In the document model we also count the way windows and tabs behave. Are there different kinds of windows — like regular windows and floating “tool” windows? What can be docked where? When do we open new windows? Etc. Version control is another important part of the document model — for any project that involves multiple people.

The Document Model for something like a game editor can be pretty complex, because game editors deal with a lot of stuff. They typically have an Asset Browser or similar that let’s the user navigate between thousands of different resources with different editors and tools. How do we keep all that consistent and usable?

In the low-level world, where I like to spend a lot of my time, you can often find answers that are right, or at least right-ish. After all, you can always benchmark your code to see what runs faster. But up here in Document Model Land, things are a lot more loosey-goosey.

So it’s not that one document model is right or wrong, rather we have choices. And the choices have consequences. In this post I’ll try to map out some of these choices and their consequences as they apply to our world of 3D scene/simulation/game editing. I’ll also talk a bit about some of the choices we’ve made for The Machinery, though a lot remains unanswered.

Let’s begin!

Saving: Projects or Individual Assets

A 3D world is typically built up from a collection of distinct, but interconnected, assets: models, textures, particle effects, scenes, etc. When designing a saving model, you can either focus on the distinctness or the interconnectedness. There are three basic approaches you can take:

  1. Assets are saved/reverted individually. I.e. you edit a specific scene/texture/model and when you are done, you save that particular thing.

  2. Saves are done on the project level. I.e. you can’t save changes to an individual model or texture, you can only save or revert the entire project.

  3. There are no explicit save or revert operations. Changes are always permanent (persisted automatically for the user).

Visual Studio is an example of model 1. Source code files are saved and reverted individually, even though they’re all a part of the same project. Powerpoint/Keynote could be considered as model 2. Even though a presentation has multiple individual parts (images, film clips, etc) it’s all saved as a single thing. Finally, Google Docs and the Calendar app are using model 3. Your changes are saved automatically without any explicit save step.
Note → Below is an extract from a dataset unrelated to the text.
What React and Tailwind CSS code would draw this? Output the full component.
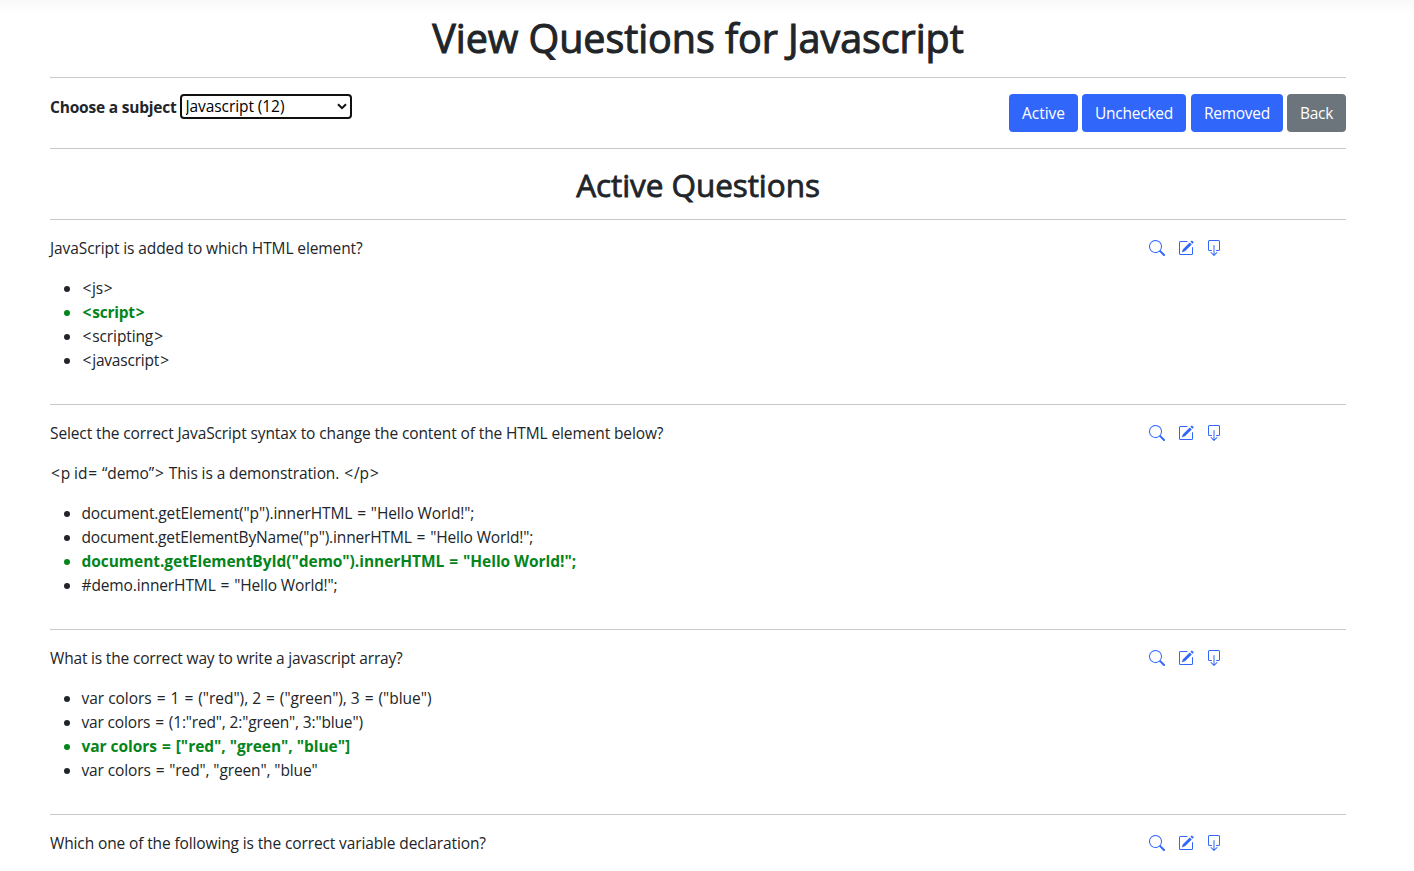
import { BsBoxArrowDown, BsPencilSquare, BsSearch } from "react-icons/bs";

const questions = [
  {
    prompt: [{ text: "JavaScript is added to which HTML element?", spacing: "tracking-[-0.1px]" }],
    answers: [
      { text: "<js>", spacing: "tracking-[-0.3px]" },
      { text: "<script>", spacing: "tracking-[-0.22px]", correct: true },
      { text: "<scripting>", spacing: "tracking-[-0.11px]" },
      { text: "<javascript>", spacing: "tracking-[-0.2px]" },
    ],
  },
  {
    prompt: [
      {
        text: "Select the correct JavaScript syntax to change the content of the HTML element below?",
        spacing: "tracking-[-0.115px]",
      },
      { text: "<p id= “demo”> This is a demonstration. </p>", spacing: "tracking-[-0.1px]" },
    ],
    answers: [
      { text: 'document.getElement("p").innerHTML = "Hello World!";', spacing: "tracking-[-0.12px]" },
      { text: 'document.getElementByName("p").innerHTML = "Hello World!";', spacing: "tracking-[-0.145px]" },
      { text: 'document.getElementById("demo").innerHTML = "Hello World!";', spacing: "tracking-[-0.05px]", correct: true },
      { text: '#demo.innerHTML = "Hello World!";', spacing: "tracking-[-0.12px]" },
    ],
  },
  {
    prompt: [{ text: "What is the correct way to write a javascript array?", spacing: "tracking-[-0.18px]" }],
    answers: [
      { text: 'var colors = 1 = ("red"), 2 = ("green"), 3 = ("blue")', spacing: "tracking-[-0.02px]" },
      { text: 'var colors = (1:"red", 2:"green", 3:"blue")', spacing: "tracking-[-0.16px]" },
      { text: 'var colors = ["red", "green", "blue"]', spacing: "tracking-[-0.04px]", correct: true },
      { text: 'var colors = "red", "green", "blue"', spacing: "tracking-[-0.12px]" },
    ],
  },
  {
    prompt: [
      { text: "Which one of the following is the correct variable declaration?", spacing: "tracking-[-0.125px]" },
    ],
    answers: [],
  },
];

const filters = [
  { label: "Active", style: "w-[69px] bg-[#3066fa]" },
  { label: "Unchecked", style: "ml-1 w-[104px] bg-[#3066fa] tracking-[-0.25px]" },
  { label: "Removed", style: "ml-[5px] w-[92px] bg-[#3066fa] tracking-[-0.27px]" },
  { label: "Back", style: "ml-1 w-[59px] bg-[#6b757b] tracking-[-0.3px]" },
];

function Rule() {
  return <hr className="my-4 h-px border-0 bg-[#c8c9ca]" />;
}

// Gives operators and angle brackets a little air on both sides.
function Code({ text }) {
  return text.split(/([<>=])/).map((part, index) =>
    /^[<>=]$/.test(part) ? (
      <span key={index} className="px-px">
        {part}
      </span>
    ) : (
      part
    ),
  );
}

function Question({ prompt, answers }) {
  return (
    <section className="flex">
      <div className="w-[1099.3px]">
        {prompt.map((line) => (
          <p key={line.text} className={`mb-4 whitespace-pre ${line.spacing}`}>
            <Code text={line.text} />
          </p>
        ))}
        {answers.length > 0 && (
          <ul className="mb-4 list-disc pl-[31.5px]">
            {answers.map((answer) => (
              <li
                key={answer.text}
                className={`whitespace-pre ${answer.spacing} ${answer.correct ? "font-bold text-[#04851c]" : ""}`}
              >
                <Code text={answer.text} />
              </li>
            ))}
          </ul>
        )}
      </div>
      <div className="flex h-6 items-center gap-[12.5px] text-[#3066fa]">
        <BsSearch size={16} />
        <BsPencilSquare size={16} />
        <BsBoxArrowDown size={16} />
      </div>
    </section>
  );
}

export default function App() {
  return (
    <div className="h-[871px] overflow-hidden bg-white font-['Open_Sans',sans-serif] text-[15.5px] leading-6 text-[#212529]">
      <div className="h-[13px] bg-linear-to-b from-[#f8f8f8] to-white" />
      <main className="ml-[50px] w-[1296px]">
        <h1 className="h-12 pt-px text-center text-[39.5px] leading-[48px] font-medium tracking-[-0.07px] [-webkit-text-stroke:1px_#212529]">
          View Questions for Javascript
        </h1>
        <Rule />
        <div className="flex items-start justify-between">
          <div className="flex">
            <label htmlFor="subject" className="w-[130px] pt-px font-bold tracking-[-0.2px]">
              Choose a subject
            </label>
            <div className="flex h-[25px] w-[172px] items-center justify-between rounded-[4px] border-2 border-[#101010] bg-white">
              <select
                id="subject"
                className="h-[21px] w-[140px] appearance-none bg-transparent pl-[3.5px] text-[15.5px] leading-[21px] tracking-[-0.08px] text-black outline-none"
              >
                <option>Javascript (12)</option>
              </select>
              <svg width="10" height="7" viewBox="0 0 10 7" fill="none" className="mr-[3px]">
                <path d="M1 1.2L5 5.2L9 1.2" stroke="#101010" strokeWidth="2" />
              </svg>
            </div>
          </div>
          <div className="flex">
            {filters.map((filter) => (
              <button
                key={filter.label}
                className={`h-[38px] rounded-[4px] text-center text-white ${filter.style}`}
              >
                {filter.label}
              </button>
            ))}
          </div>
        </div>
        <Rule />
        <h2 className="h-[38px] pt-px text-center text-[31.5px] leading-[38px] font-medium tracking-[-0.07px] [-webkit-text-stroke:0.8px_#212529]">
          Active Questions
        </h2>
        {questions.map((question) => (
          <div key={question.prompt[0].text}>
            <Rule />
            <Question {...question} />
          </div>
        ))}
      </main>
    </div>
  );
}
Going from 1 → 2 → 3 we are trading explicit control for convenience and “not having to think about it”. Modern phone and web apps tend to increasingly favor model 3. Why should the user have to worry about when things are saved when it can be taken care of automatically?

Many desktop programs are also secretly implementing model 3 behind the scene, even if they seem to be using model 1 on the surface. You can see this when you restart the program after a crash and it asks you if you want to “recover” the files you where working on — it was saving them all along!

Are there any advantages at all to explicit saving? I can see two:

  1. It explicitly indicates that the file is ready for sharing with other programs. I.e. you can attach it to an email or check it in to source control. When working in a large project together with other people, it is important to know exactly what has changed, when and why. Source control can do this too — you see what files you’ve changed when you check in, but it’s nice to be explicit about this. Furthermore, since source control works on a file-by-file basis, it maps a bit better to model 1.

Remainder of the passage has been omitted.